Margaret Atwood (originally appeared in The Guardian)

1. Take a pencil to write with on aeroplanes. Pens leak. But if the pencil breaks, you can’t sharpen it on the plane, because you can’t take knives with you. Therefore: take two pencils.
2. If both pencils break, you can do a rough sharpening job with a nail file of the metal or glass type.
3. Take something to write on. Paper is good. In a pinch, pieces of wood or your arm will do.
4. If you’re using a computer, always safeguard new text with a ­memory stick.
5. Do back exercises. Pain is distracting.
6. Hold the reader’s attention. (This is likely to work better if you can hold your own.) But you don’t know who the reader is, so it’s like shooting fish with a slingshot in the dark. What ­fascinates A will bore the pants off B.
7. You most likely need a thesaurus, a rudimentary grammar book, and a grip on reality. This latter means: there’s no free lunch. Writing is work. It’s also gambling. You don’t get a pension plan. Other people can help you a bit, but ­essentially you’re on your own. ­Nobody is making you do this: you chose it, so don’t whine.
8. You can never read your own book with the innocent anticipation that comes with that first delicious page of a new book, because you wrote the thing. You’ve been backstage. You’ve seen how the rabbits were smuggled into the hat. Therefore ask a reading friend or two to look at it before you give it to anyone in the publishing business. This friend should not be someone with whom you have a ­romantic relationship, unless you want to break up.
9. Don’t sit down in the middle of the woods. If you’re lost in the plot or blocked, retrace your steps to where you went wrong. Then take the other road. And/or change the person. Change the tense. Change the opening page.
10. Prayer might work. Or reading ­something else. Or a constant visual­isation of the holy grail that is the finished, published version of your resplendent book.

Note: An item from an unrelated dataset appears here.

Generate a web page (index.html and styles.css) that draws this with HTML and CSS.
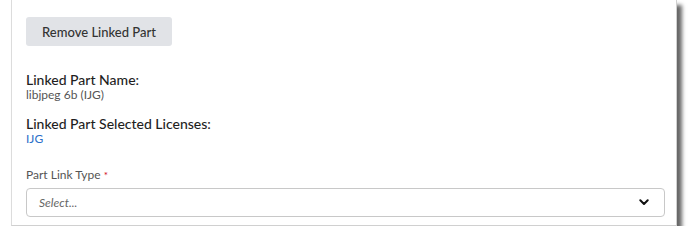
FILE: index.html
```html
<!DOCTYPE html>
<html>
<head>
<meta charset="utf-8">
<link rel="stylesheet" href="styles.css">
</head>
<body>
<div class="frame">
  <div class="panel">
    <button class="btn" type="button">Remove Linked Part</button>
    <div class="field">
      <div class="field-title">Linked Part Name:</div>
      <div class="field-value">libjpeg 6b (IJG)</div>
    </div>
    <div class="field">
      <div class="field-title">Linked Part Selected Licenses:</div>
      <div class="field-value link">IJG</div>
    </div>
    <div class="form-group">
      <label class="label">Part Link Type <span class="req">*</span></label>
      <div class="select">
        <span class="placeholder">Select...</span>
        <svg class="chevron" width="10" height="7" viewBox="0 0 10 7"><path d="M1.3 1.3 L5 5 L8.7 1.3" fill="none" stroke="#111" stroke-width="2" stroke-linecap="round" stroke-linejoin="round"/></svg>
      </div>
    </div>
  </div>
</div>
</body>
</html>
```
FILE: styles.css
```css
html, body {
  margin: 0;
  padding: 0;
  background: #fff;
}
body {
  font-family: Lato, "Liberation Sans", sans-serif;
  color: #333;
}
.frame {
  padding: 0 0 0 11px;
}
.panel {
  box-sizing: border-box;
  width: 666px;
  height: 226px;
  padding: 17px 0 0 14px;
  border-left: 1px solid #dcdcdc;
  border-right: 1px solid #d0d0d0;
  border-bottom: 1px solid #d0d0d0;
  box-shadow: 5px 5px 4px rgba(0, 0, 0, 0.6);
  background: #fff;
  display: flex;
  flex-direction: column;
  align-items: flex-start;
}
.btn {
  width: 146px;
  height: 29px;
  border: none;
  border-radius: 3px;
  background: #e1e3e7;
  color: #333;
  font-family: inherit;
  font-size: 13px;
  font-weight: 500;
  padding: 0;
  margin-bottom: 26px;
}
.field {
  margin-bottom: 14px;
}
.field-title {
  font-size: 14px;
  font-weight: 500;
  color: #1f1f1f;
  line-height: 16px;
}
.field-value {
  font-size: 12px;
  color: #555;
  line-height: 14px;
}
.field-value.link {
  color: #2a6fc9;
}
.form-group {
  width: 639px;
  margin-top: 8px;
}
.label {
  display: block;
  font-size: 12px;
  color: #555;
  line-height: 14px;
  margin-bottom: 6px;
}
.req {
  color: #d0021b;
  font-size: 10px;
  vertical-align: top;
}
.select {
  box-sizing: border-box;
  height: 29px;
  border: 1px solid #c8c8c8;
  border-radius: 4px;
  display: flex;
  align-items: center;
  justify-content: space-between;
  padding: 0 15px 0 12px;
}
.placeholder {
  font-size: 12px;
  font-style: italic;
  color: #666;
}
.chevron {
  display: block;
}
```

Neil Gaiman (read his free short stories here)

1. Write.
2. Put one word after another. Find the right word, put it down.
3. Finish what you’re writing. Whatever you have to do to finish it, finish it.
4. Put it aside. Read it pretending you’ve never read it before. Show it to friends whose opinion you respect and who like the kind of thing that this is.
5. Remember: when people tell you something’s wrong or doesn’t work for them, they are almost always right. When they tell you exactly what they think is wrong and how to fix it, they are almost always wrong.
6. Fix it. Remember that, sooner or later, before it ever reaches perfection, you will have to let it go and move on and start to write the next thing. Perfection is like chasing the horizon. Keep moving.
7. Laugh at your own jokes.
8. The main rule of writing is that if you do it with enough assurance and confidence, you’re allowed to do whatever you like. (That may be a rule for life as well as for writing. But it’s definitely true for writing.) So write your story as it needs to be written. Write it ­honestly, and tell it as best you can. I’m not sure that there are any other rules. Not ones that matter.

William Safire (the author of the New York Times Magazine column “On Language”)

1. Remember to never split an infinitive.
2. The passive voice should never be used.
3. Do not put statements in the negative form.
4. Verbs have to agree with their subjects.
5. Proofread carefully to see if you words out.
6. If you reread your work, you can find on rereading a great deal of repetition can be by rereading and editing.
7. A writer must not shift your point of view.
8. And don’t start a sentence with a conjunction. (Remember, too, a preposition is a terrible word to end a sentence with.)
9. Don’t overuse exclamation marks!!
10. Place pronouns as close as possible, especially in long sentences, as of 10 or more words, to their antecedents.
11. Writing carefully, dangling participles must be avoided.
12. If any word is improper at the end of a sentence, a linking verb is.
13. Take the bull by the hand and avoid mixing metaphors.
14. Avoid trendy locutions that sound flaky.
15. Everyone should be careful to use a singular pronoun with singular nouns in their writing.
16. Always pick on the correct idiom.
17. The adverb always follows the verb.
18. Last but not least, avoid cliches like the plague; seek viable alternatives.